Selain itu, tips-tips yang dilakukan Ibuk sangatlah berguna. Bisa kita aplikasikan di kehidupan nyata. Banyak pelajaran hidup dan moral yang bisa kita dapatkan dari novel ini. Tak salah bila Iwan Setyawan disebut sebagai penulis national best seller. Bukunya saja bagus begini.
Ah, novel yang luar biasa. Awalnya memang agak membosankan sedikit. Sedikit saja, tapi kemudian cerita tentang Ibuk dan anak-anaknya sangat menarik, menggedor-gedor jiwa, mengaduk rasa. Ah, novel yang indah. Berkali-kali saya menangis, sesenggukan, tergugu. Betapa tidak, kisah Bayek dan anak-anak Ibuk mengingatkan saya pada diri sendiri, yang hingga kini belum juga mampu membahagiakan orangtua. Membaca kehidupan Ibuk dan Bapak membuat saya teringat dengan orangtua saya, yang dulu juga harus bersusah payah berhemat demi makanan yang berkualitas dan pendidikan anak-anaknya. Novel ini memang membuat mata bengkak!
“Hidup adalah perjalanan untuk membangun rumah untuk hati. Mencari penutup lubang-lubang kekecewaan, penderitaan, ketidakpastian, dan keraguan. Akan penuh dengan perjuangan. Dan itu yang akan membuat sebuah rumah indah.” (halaman 79)
aww..buku yang sejak lama telah jadi inceranku nih
aku belum pernah sekalipun baca buku mas iwan 😀 kayaknya mau mulai dari autumn dulu deh 🙂 ibuk ini sepertinya berdasarkan pengalamannya juga ya…

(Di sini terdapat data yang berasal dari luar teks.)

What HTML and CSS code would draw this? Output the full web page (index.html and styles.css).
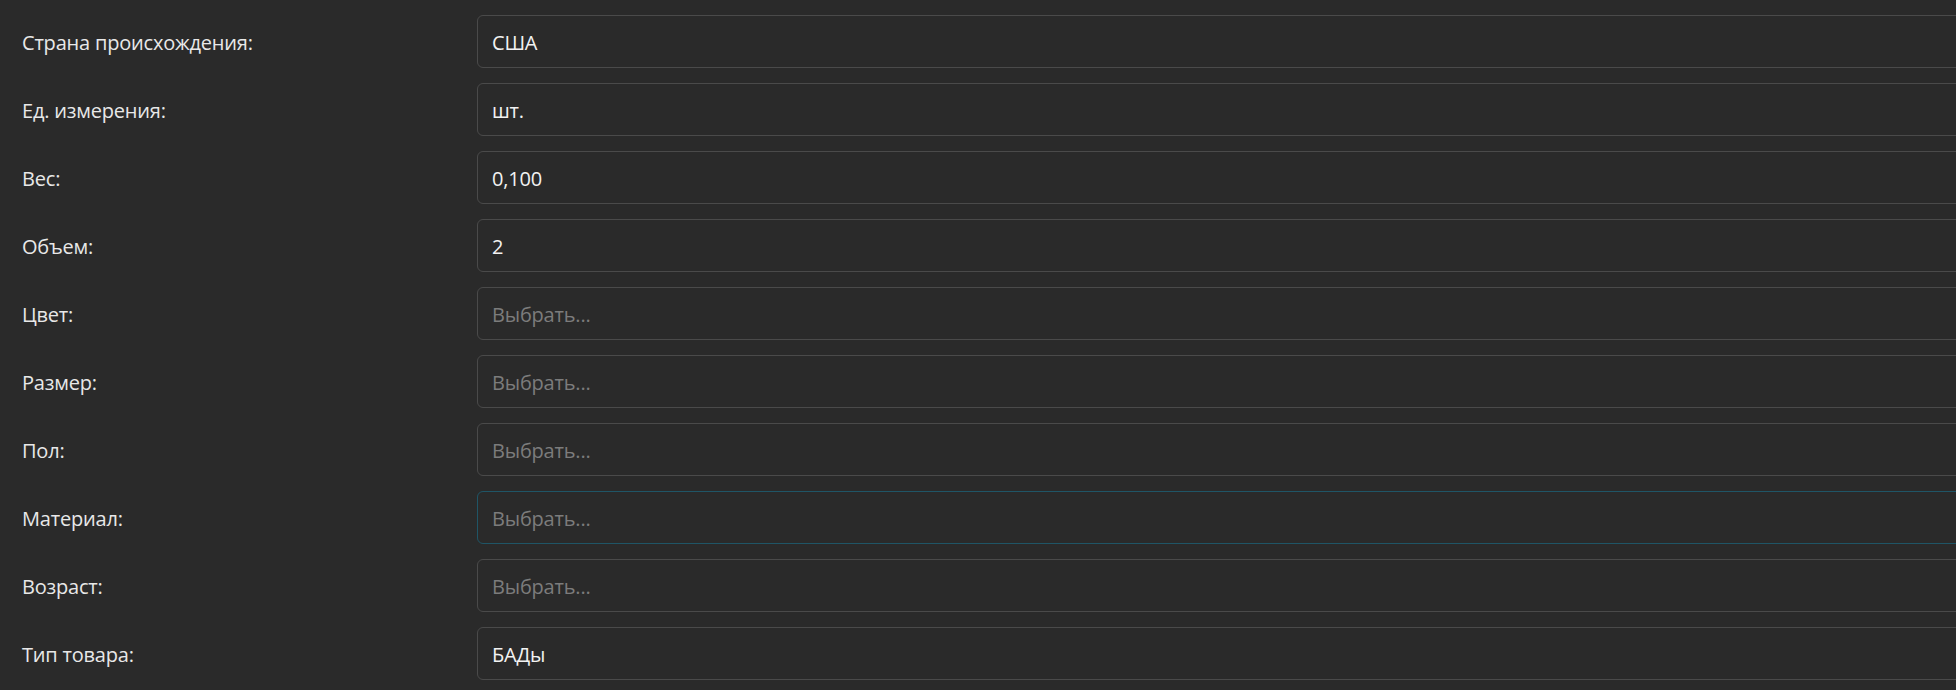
FILE: index.html
```html
<!DOCTYPE html>
<html lang="ru">
<head>
<meta charset="utf-8">
<link rel="stylesheet" href="styles.css">
</head>
<body>
<div class="form">
  <div class="row"><div class="label">Страна происхождения:</div><div class="field">США</div></div>
  <div class="row"><div class="label">Ед. измерения:</div><div class="field">шт.</div></div>
  <div class="row"><div class="label">Вес:</div><div class="field">0,100</div></div>
  <div class="row"><div class="label">Объем:</div><div class="field">2</div></div>
  <div class="row"><div class="label">Цвет:</div><div class="field placeholder">Выбрать...</div></div>
  <div class="row"><div class="label">Размер:</div><div class="field placeholder">Выбрать...</div></div>
  <div class="row"><div class="label">Пол:</div><div class="field placeholder">Выбрать...</div></div>
  <div class="row"><div class="label">Материал:</div><div class="field placeholder focused">Выбрать...</div></div>
  <div class="row"><div class="label">Возраст:</div><div class="field placeholder">Выбрать...</div></div>
  <div class="row"><div class="label">Тип товара:</div><div class="field">БАДы</div></div>
</div>
</body>
</html>
```
FILE: styles.css
```css
html, body {
  margin: 0;
  padding: 0;
  background: #2a2a2a;
  overflow: hidden;
  height: 690px;
}
body {
  font-family: "Open Sans", "Noto Sans", sans-serif;
  font-size: 20px;
  letter-spacing: -0.2px;
  color: #e6e6e6;
}
.form {
  display: flex;
  flex-direction: column;
  gap: 15px;
  padding: 15px 0 0 22px;
  width: calc(100% + 40px);
  box-sizing: border-box;
}
.row {
  display: grid;
  grid-template-columns: 455px 1fr;
  align-items: center;
}
.label {
  color: #e8e8e8;
  padding-top: 2px;
}
.field {
  height: 53px;
  box-sizing: border-box;
  border: 1px solid #4a4a4a;
  border-radius: 6px;
  padding: 2px 14px 0;
  display: flex;
  align-items: center;
  color: #f2f2f2;
}
.field.placeholder {
  color: #7c7c7c;
}
.field.focused {
  border-color: #1f5566;
}
```
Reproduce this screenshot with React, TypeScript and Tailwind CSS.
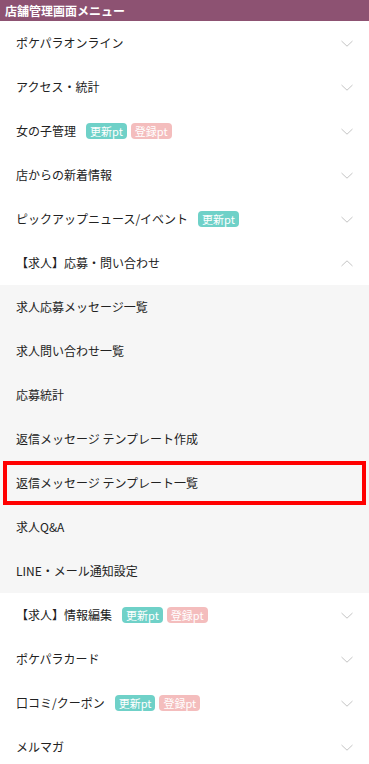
type Item = { label: string; update?: boolean; register?: boolean };

const topItems: Item[] = [
  { label: "ポケパラオンライン" },
  { label: "アクセス・統計" },
  { label: "女の子管理", update: true, register: true },
  { label: "店からの新着情報" },
  { label: "ピックアップニュース/イベント", update: true },
];

const subItems = [
  "求人応募メッセージ一覧",
  "求人問い合わせ一覧",
  "応募統計",
  "返信メッセージ テンプレート作成",
  "返信メッセージ テンプレート一覧",
  "求人Q&A",
  "LINE・メール通知設定",
];

const bottomItems: Item[] = [
  { label: "【求人】情報編集", update: true, register: true },
  { label: "ポケパラカード" },
  { label: "口コミ/クーポン", update: true, register: true },
  { label: "メルマガ" },
];

function Badges({ item }: { item: Item }) {
  return (
    <>
      {item.update && (
        <span className="ml-[10px] rounded-[4px] bg-[#6fd1c8] px-[4px] h-[16px] leading-[16px] text-[11px] text-white">
          更新pt
        </span>
      )}
      {item.register && (
        <span className="ml-[4px] rounded-[4px] bg-[#f4bdbd] px-[4px] h-[16px] leading-[16px] text-[11px] text-white">
          登録pt
        </span>
      )}
    </>
  );
}

function Chevron({ up }: { up?: boolean }) {
  return (
    <svg width="12" height="7" viewBox="0 0 12 7" fill="none" className="text-[#c4c4c4]">
      <path
        d={up ? "M0.5 6 L6 0.8 L11.5 6" : "M0.5 1 L6 6.2 L11.5 1"}
        stroke="currentColor"
        strokeWidth="1"
      />
    </svg>
  );
}

function Row({ item, open }: { item: Item; open?: boolean }) {
  return (
    <div className="flex h-[44px] items-center justify-between bg-white pl-[16px] pr-[16px]">
      <div className="flex items-center">
        <span>{item.label}</span>
        <Badges item={item} />
      </div>
      <Chevron up={open} />
    </div>
  );
}

export default function App() {
  return (
    <div
      className="w-[369px] bg-white text-[12px] text-[#222]"
      style={{ fontFamily: '"Noto Sans CJK JP", "Noto Sans", sans-serif' }}
    >
      <div className="flex h-[21px] items-center bg-[#8d5272] pl-[5px] text-[12px] font-bold text-white">
        店舗管理画面メニュー
      </div>
      {topItems.map((it) => (
        <Row key={it.label} item={it} />
      ))}
      <Row item={{ label: "【求人】応募・問い合わせ" }} open />
      <div className="bg-[#f6f6f6]">
        {subItems.map((s, i) => (
          <div key={s} className="relative flex h-[44px] items-center pl-[16px]">
            {s}
            {i === 4 && (
              <div className="pointer-events-none absolute inset-x-[3px] inset-y-0 border-[4px] border-[#ff0000]" />
            )}
          </div>
        ))}
      </div>
      {bottomItems.map((it) => (
        <Row key={it.label} item={it} />
      ))}
    </div>
  );
}
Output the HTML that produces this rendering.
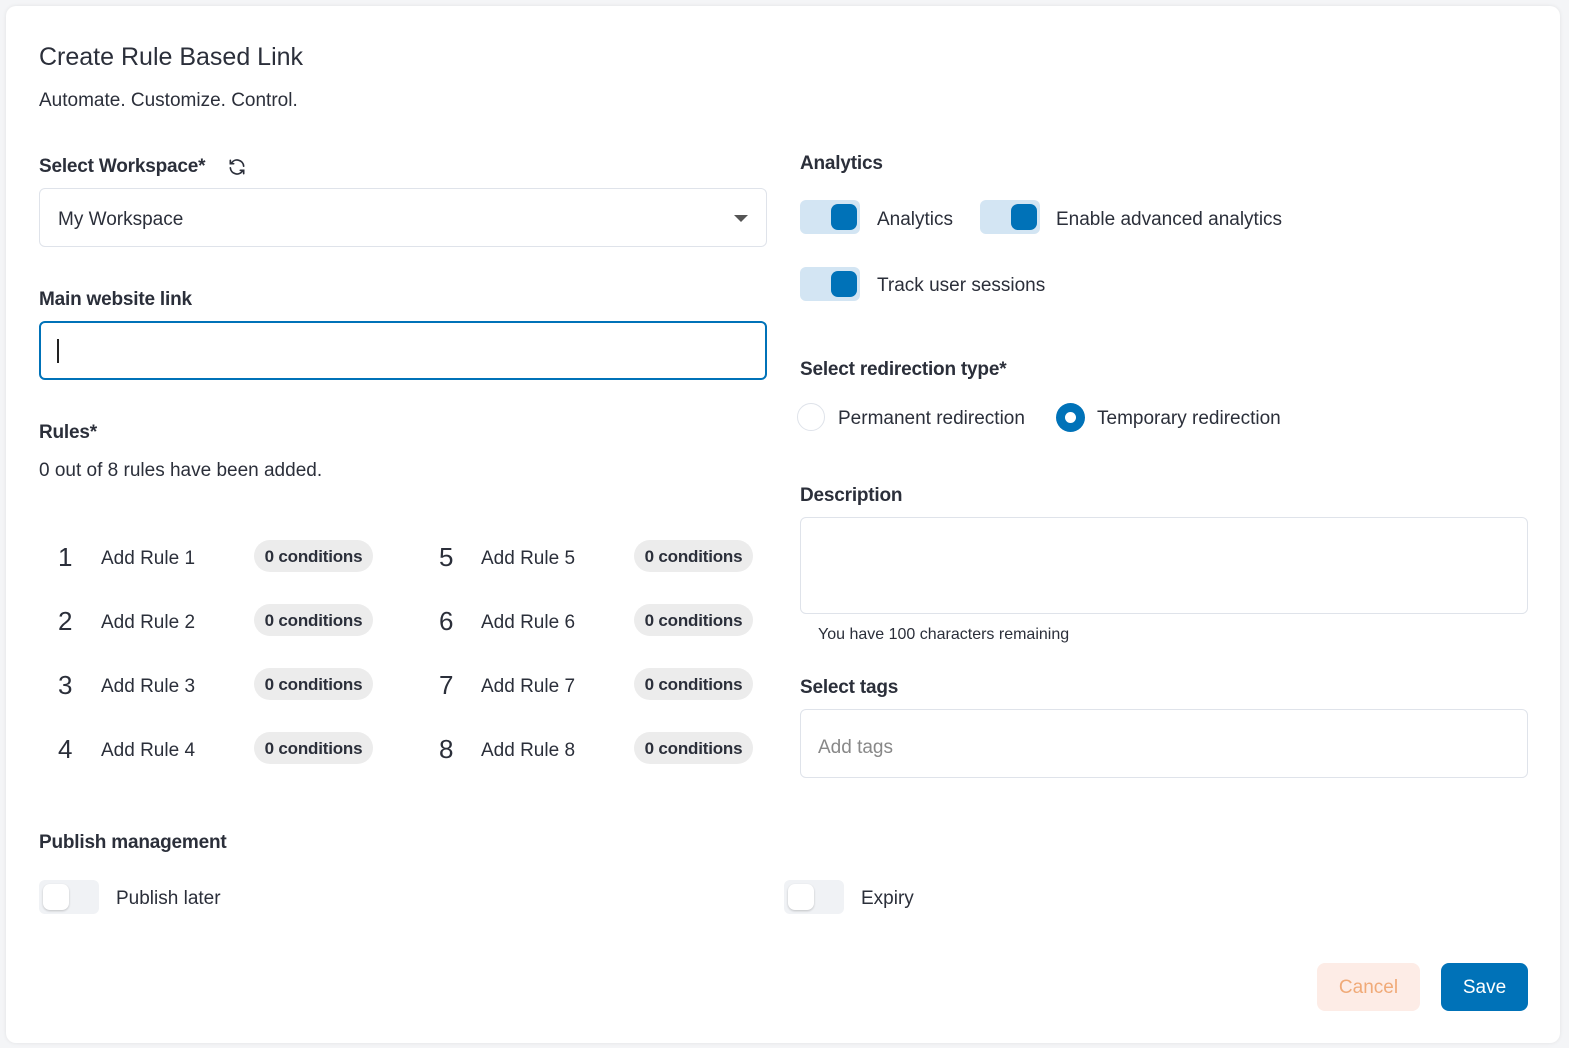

autumn itu buku pertamanya ya? penasaran juga jadinya. iya, kayaknya ini pengalaman hidupnya, mirip kayak Rantau 1 Muara, pengalaman hidup juga kan ya kalo ga salah
aku udah baca buku pertamanya dan kurang suka. rasanya buku ini perlu coba dibaca ya
yang autum itu ya? iya perlu dibaca nih yang Ibuk. memang sih datar bener, jarang ada konflik kecuali di akhir-akhir. sederhanaaaaa bener. tapi kayak ada magnetnya, pengen terus baca sampe habis haha
Halo, aku minta izin comot review ini untuk dipasang pas IRF di booth BBI ya. Tq
boleh mbak, silakan. semoga berguna ya. sukses buat IRF BBI ^^
sangat meangharukan sekali…….perjuangannya harus kita contoh…
Keren banget bukunya, sampe ikut terhanyut saat baca buku ibuk.